=== Data ===
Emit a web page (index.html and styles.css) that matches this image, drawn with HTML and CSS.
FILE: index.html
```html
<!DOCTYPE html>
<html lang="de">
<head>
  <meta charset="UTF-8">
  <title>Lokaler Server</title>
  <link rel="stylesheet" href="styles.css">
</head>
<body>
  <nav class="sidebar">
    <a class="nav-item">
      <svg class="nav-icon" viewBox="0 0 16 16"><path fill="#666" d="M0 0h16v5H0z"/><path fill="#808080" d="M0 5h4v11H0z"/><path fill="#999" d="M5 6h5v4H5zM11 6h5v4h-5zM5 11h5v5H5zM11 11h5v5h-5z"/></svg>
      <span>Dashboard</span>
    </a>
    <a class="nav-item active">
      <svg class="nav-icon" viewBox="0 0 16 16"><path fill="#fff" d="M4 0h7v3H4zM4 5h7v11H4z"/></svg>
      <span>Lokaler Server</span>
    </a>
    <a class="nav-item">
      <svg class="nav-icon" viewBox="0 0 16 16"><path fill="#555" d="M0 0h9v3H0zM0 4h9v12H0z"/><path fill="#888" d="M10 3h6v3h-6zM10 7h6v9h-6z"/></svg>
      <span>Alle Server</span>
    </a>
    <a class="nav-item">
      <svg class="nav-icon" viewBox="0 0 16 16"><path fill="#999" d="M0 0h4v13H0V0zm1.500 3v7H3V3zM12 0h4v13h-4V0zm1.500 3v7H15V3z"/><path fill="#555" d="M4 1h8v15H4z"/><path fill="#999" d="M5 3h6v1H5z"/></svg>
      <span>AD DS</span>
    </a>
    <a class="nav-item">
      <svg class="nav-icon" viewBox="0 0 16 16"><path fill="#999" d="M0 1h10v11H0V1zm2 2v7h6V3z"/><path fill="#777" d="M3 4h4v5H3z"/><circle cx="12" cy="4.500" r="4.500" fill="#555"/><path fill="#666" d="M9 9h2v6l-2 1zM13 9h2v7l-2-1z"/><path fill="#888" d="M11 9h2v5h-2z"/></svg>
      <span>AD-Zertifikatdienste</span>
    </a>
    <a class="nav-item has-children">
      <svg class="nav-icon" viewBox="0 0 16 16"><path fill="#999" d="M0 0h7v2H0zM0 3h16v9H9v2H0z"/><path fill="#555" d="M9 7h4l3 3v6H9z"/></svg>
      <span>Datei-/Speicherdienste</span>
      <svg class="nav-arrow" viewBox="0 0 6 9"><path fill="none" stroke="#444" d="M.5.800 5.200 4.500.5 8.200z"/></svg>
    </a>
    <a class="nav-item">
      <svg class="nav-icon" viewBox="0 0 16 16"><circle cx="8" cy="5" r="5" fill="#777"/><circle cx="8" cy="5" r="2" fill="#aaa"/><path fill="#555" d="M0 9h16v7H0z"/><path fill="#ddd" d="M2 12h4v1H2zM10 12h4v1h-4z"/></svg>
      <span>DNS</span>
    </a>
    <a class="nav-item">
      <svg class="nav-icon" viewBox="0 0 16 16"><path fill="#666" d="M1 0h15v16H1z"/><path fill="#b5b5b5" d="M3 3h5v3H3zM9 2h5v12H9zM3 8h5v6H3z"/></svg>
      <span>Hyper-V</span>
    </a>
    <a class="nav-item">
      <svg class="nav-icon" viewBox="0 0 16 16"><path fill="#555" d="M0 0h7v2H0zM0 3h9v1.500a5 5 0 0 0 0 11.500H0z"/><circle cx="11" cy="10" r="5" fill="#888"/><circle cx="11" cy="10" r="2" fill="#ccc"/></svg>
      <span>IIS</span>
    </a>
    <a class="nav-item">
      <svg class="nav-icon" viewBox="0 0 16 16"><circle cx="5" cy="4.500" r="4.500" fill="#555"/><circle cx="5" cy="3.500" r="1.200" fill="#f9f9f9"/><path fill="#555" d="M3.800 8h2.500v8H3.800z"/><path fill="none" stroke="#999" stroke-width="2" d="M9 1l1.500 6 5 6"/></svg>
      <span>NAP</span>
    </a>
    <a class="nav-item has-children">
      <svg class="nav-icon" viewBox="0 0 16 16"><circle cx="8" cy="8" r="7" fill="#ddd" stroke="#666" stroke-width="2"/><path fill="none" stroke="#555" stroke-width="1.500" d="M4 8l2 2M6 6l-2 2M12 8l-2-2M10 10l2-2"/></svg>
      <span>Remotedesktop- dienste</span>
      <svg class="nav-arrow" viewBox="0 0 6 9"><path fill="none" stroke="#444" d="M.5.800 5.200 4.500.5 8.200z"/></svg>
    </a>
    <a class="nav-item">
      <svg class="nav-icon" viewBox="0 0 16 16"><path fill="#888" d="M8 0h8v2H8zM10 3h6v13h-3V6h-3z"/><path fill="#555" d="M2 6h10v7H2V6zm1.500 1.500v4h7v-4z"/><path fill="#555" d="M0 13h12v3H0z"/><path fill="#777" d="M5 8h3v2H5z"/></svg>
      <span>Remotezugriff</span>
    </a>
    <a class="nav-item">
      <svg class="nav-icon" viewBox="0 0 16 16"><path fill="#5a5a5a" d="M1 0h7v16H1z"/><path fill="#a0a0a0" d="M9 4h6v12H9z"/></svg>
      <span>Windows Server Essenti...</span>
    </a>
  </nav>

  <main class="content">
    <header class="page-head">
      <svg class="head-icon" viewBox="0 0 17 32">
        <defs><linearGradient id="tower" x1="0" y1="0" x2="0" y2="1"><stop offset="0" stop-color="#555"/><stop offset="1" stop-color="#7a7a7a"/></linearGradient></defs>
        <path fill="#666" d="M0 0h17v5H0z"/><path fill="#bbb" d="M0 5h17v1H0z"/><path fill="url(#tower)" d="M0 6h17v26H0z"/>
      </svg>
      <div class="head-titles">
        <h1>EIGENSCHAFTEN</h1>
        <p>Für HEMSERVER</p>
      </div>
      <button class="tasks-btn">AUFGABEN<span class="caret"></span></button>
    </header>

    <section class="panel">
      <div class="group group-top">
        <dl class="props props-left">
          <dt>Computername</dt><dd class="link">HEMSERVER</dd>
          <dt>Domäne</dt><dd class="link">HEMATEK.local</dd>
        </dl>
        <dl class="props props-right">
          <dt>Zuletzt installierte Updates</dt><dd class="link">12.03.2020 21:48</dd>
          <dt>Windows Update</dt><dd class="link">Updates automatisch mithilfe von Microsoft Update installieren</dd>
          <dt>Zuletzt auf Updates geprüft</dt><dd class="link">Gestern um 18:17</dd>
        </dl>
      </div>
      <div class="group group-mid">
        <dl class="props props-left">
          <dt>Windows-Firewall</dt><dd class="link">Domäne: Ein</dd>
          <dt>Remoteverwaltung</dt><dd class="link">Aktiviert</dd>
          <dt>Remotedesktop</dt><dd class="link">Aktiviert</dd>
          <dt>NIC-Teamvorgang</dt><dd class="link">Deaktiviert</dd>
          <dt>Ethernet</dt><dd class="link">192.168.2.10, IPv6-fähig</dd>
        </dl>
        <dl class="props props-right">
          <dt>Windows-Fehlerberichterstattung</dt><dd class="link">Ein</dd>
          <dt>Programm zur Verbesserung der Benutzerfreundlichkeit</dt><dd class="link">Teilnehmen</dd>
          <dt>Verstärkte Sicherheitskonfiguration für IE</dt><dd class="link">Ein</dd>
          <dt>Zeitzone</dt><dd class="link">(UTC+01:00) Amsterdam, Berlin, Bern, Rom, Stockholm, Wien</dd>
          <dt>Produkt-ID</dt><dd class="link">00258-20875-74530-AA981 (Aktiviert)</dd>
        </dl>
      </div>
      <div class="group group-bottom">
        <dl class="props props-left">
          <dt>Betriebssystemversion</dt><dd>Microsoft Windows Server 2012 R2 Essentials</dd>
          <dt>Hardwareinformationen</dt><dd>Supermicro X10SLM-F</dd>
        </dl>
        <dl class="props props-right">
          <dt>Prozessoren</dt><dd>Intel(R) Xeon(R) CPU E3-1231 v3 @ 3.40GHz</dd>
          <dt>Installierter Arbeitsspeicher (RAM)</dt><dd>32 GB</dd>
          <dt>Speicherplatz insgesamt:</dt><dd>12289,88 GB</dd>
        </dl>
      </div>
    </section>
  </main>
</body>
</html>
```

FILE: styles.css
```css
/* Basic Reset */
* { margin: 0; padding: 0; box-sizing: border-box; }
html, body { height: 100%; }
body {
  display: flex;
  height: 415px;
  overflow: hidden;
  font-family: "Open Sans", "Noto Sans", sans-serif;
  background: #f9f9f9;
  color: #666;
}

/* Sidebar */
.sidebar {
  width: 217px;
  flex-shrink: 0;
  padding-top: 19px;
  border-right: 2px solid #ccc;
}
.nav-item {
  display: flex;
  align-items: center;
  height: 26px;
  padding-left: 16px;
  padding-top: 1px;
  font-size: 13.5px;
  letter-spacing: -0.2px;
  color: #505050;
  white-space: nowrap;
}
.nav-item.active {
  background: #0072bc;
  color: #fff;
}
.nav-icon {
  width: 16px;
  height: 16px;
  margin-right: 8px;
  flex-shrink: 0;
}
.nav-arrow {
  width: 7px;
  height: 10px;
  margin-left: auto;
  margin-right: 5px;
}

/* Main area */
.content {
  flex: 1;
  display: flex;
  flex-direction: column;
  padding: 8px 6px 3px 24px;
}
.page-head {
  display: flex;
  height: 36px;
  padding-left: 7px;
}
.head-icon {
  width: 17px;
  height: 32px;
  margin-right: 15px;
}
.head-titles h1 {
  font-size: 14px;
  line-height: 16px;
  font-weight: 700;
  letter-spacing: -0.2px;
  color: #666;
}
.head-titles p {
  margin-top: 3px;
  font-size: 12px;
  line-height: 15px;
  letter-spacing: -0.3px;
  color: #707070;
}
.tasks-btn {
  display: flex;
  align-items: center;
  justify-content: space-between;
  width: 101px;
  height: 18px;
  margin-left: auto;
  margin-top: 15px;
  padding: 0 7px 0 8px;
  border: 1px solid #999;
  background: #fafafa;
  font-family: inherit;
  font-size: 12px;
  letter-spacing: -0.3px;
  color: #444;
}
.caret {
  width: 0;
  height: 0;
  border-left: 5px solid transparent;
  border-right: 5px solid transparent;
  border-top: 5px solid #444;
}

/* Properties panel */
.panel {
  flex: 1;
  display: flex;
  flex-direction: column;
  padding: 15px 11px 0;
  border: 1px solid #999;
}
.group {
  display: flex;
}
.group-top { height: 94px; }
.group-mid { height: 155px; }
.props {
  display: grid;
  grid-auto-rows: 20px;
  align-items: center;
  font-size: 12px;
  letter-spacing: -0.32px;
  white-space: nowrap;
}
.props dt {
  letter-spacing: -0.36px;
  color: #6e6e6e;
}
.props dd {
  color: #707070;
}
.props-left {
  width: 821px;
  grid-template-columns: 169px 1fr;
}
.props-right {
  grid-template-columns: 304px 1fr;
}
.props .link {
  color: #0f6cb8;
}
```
===
Collect each line above holding the string "page".

▸ **Solution to the problem**
Emit a web page (index.html and styles.css) that matches this image, drawn with HTML and CSS.
    <header class="page-head">
.page-head {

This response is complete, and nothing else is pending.